◆ TASK DETAILS
All of the data should be output character for character, except the pictures.

-- BEGIN DATA ENTRIES --

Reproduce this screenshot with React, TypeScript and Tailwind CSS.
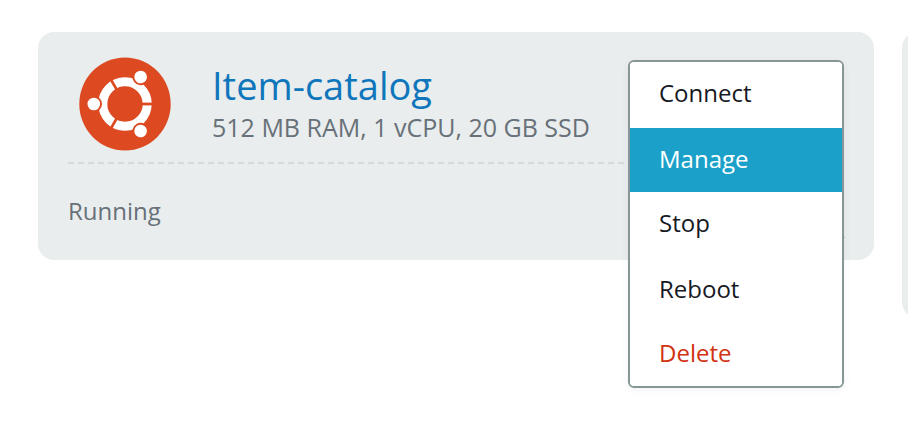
const actions = [
  { label: 'Connect', tone: 'text-[#16191f] bg-white' },
  { label: 'Manage', tone: 'text-white bg-[#1ba1c9]' },
  { label: 'Stop', tone: 'text-[#16191f] bg-white' },
  { label: 'Reboot', tone: 'text-[#16191f] bg-white' },
  { label: 'Delete', tone: 'text-[#d13212] bg-white' },
];

function UbuntuLogo() {
  return (
    <svg viewBox="0 0 92 94" className="h-[94px] w-[92px] shrink-0" role="img" aria-label="Ubuntu">
      <ellipse cx="46" cy="47" rx="45.7" ry="46.5" fill="#dd4a22" />
      <circle cx="46" cy="47" r="22.2" fill="none" stroke="#fff" strokeWidth="9" />
      {[0, 120, 240].map((angle) => (
        <g key={angle} transform={`rotate(${angle} 46 47)`}>
          <path d="M60 47H75" stroke="#dd4a22" strokeWidth="2.8" />
          <circle cx="14.8" cy="47" r="8.2" fill="#dd4a22" />
          <circle cx="14.8" cy="47" r="6.3" fill="#fff" />
        </g>
      ))}
    </svg>
  );
}

function ActionMenu() {
  return (
    <div
      role="menu"
      className="absolute top-7 right-[30px] flex w-[216px] flex-col overflow-hidden rounded-md border-2 border-[#879596] bg-white shadow-[0_2px_10px_rgba(0,0,0,0.05)]"
    >
      {actions.map(({ label, tone }) => (
        <button
          key={label}
          type="button"
          role="menuitem"
          className={`h-16 px-[29px] pb-0.5 text-left text-[24px] leading-8 even:mt-0.5 ${tone}`}
        >
          {label}
        </button>
      ))}
    </div>
  );
}

export default function App() {
  return (
    <main className="flex items-start gap-7 overflow-hidden bg-white pt-8 pb-30 pl-[38px] font-['Open_Sans','Noto_Sans',sans-serif]">
      <section className="relative min-w-0 flex-1 rounded-2xl bg-[#e9eded] px-[30px] pt-[25px]">
        <header className="flex gap-[41px] border-b-2 border-dashed border-[#d5dbdb] pb-[11px] pl-[11px]">
          <UbuntuLogo />
          <div className="whitespace-nowrap">
            <h2 className="pt-0.5 text-[38px] leading-[52px]">
              <a href="#item-catalog" className="text-[#1076bc]">Item-catalog</a>
            </h2>
            <p className="text-[25px] leading-8 text-[#687078]">512 MB RAM, 1 vCPU, 20 GB SSD</p>
          </div>
        </header>
        <p className="pt-[31px] pb-[33px] text-[24px] leading-8 text-[#687078]">Running</p>
        <span className="absolute right-[29px] bottom-[22px] size-px bg-[#aab7b8]" />
        <ActionMenu />
      </section>
      <div className="w-1.5 shrink-0 overflow-hidden">
        <section className="h-[286px] w-96 rounded-2xl bg-[#e9eded]" />
      </div>
    </main>
  );
}
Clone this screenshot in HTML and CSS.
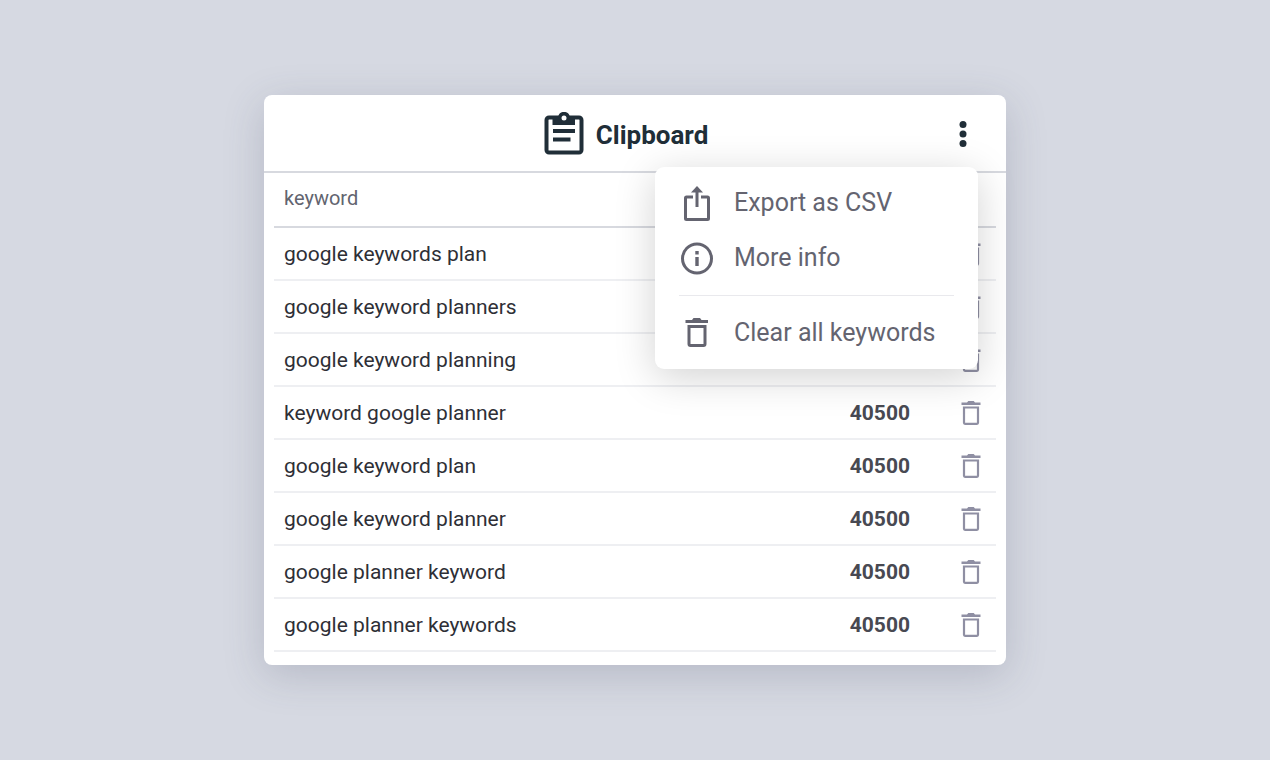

-- END DATA ENTRIES --

◆ WRITTEN REPLY
Reproduce this screenshot with React, TypeScript and Tailwind CSS.
const actions = [
  { label: 'Connect', tone: 'text-[#16191f] bg-white' },
  { label: 'Manage', tone: 'text-white bg-[#1ba1c9]' },
  { label: 'Stop', tone: 'text-[#16191f] bg-white' },
  { label: 'Reboot', tone: 'text-[#16191f] bg-white' },
  { label: 'Delete', tone: 'text-[#d13212] bg-white' },
];

function UbuntuLogo() {
  return (
    <svg viewBox="0 0 92 94" className="h-[94px] w-[92px] shrink-0" role="img" aria-label="Ubuntu">
      <ellipse cx="46" cy="47" rx="45.7" ry="46.5" fill="#dd4a22" />
      <circle cx="46" cy="47" r="22.2" fill="none" stroke="#fff" strokeWidth="9" />
      {[0, 120, 240].map((angle) => (
        <g key={angle} transform={`rotate(${angle} 46 47)`}>
          <path d="M60 47H75" stroke="#dd4a22" strokeWidth="2.8" />
          <circle cx="14.8" cy="47" r="8.2" fill="#dd4a22" />
          <circle cx="14.8" cy="47" r="6.3" fill="#fff" />
        </g>
      ))}
    </svg>
  );
}

function ActionMenu() {
  return (
    <div
      role="menu"
      className="absolute top-7 right-[30px] flex w-[216px] flex-col overflow-hidden rounded-md border-2 border-[#879596] bg-white shadow-[0_2px_10px_rgba(0,0,0,0.05)]"
    >
      {actions.map(({ label, tone }) => (
        <button
          key={label}
          type="button"
          role="menuitem"
          className={`h-16 px-[29px] pb-0.5 text-left text-[24px] leading-8 even:mt-0.5 ${tone}`}
        >
          {label}
        </button>
      ))}
    </div>
  );
}

export default function App() {
  return (
    <main className="flex items-start gap-7 overflow-hidden bg-white pt-8 pb-30 pl-[38px] font-['Open_Sans','Noto_Sans',sans-serif]">
      <section className="relative min-w-0 flex-1 rounded-2xl bg-[#e9eded] px-[30px] pt-[25px]">
        <header className="flex gap-[41px] border-b-2 border-dashed border-[#d5dbdb] pb-[11px] pl-[11px]">
          <UbuntuLogo />
          <div className="whitespace-nowrap">
            <h2 className="pt-0.5 text-[38px] leading-[52px]">
              <a href="#item-catalog" className="text-[#1076bc]">Item-catalog</a>
            </h2>
            <p className="text-[25px] leading-8 text-[#687078]">512 MB RAM, 1 vCPU, 20 GB SSD</p>
          </div>
        </header>
        <p className="pt-[31px] pb-[33px] text-[24px] leading-8 text-[#687078]">Running</p>
        <span className="absolute right-[29px] bottom-[22px] size-px bg-[#aab7b8]" />
        <ActionMenu />
      </section>
      <div className="w-1.5 shrink-0 overflow-hidden">
        <section className="h-[286px] w-96 rounded-2xl bg-[#e9eded]" />
      </div>
    </main>
  );
}
Clone this screenshot in HTML and CSS.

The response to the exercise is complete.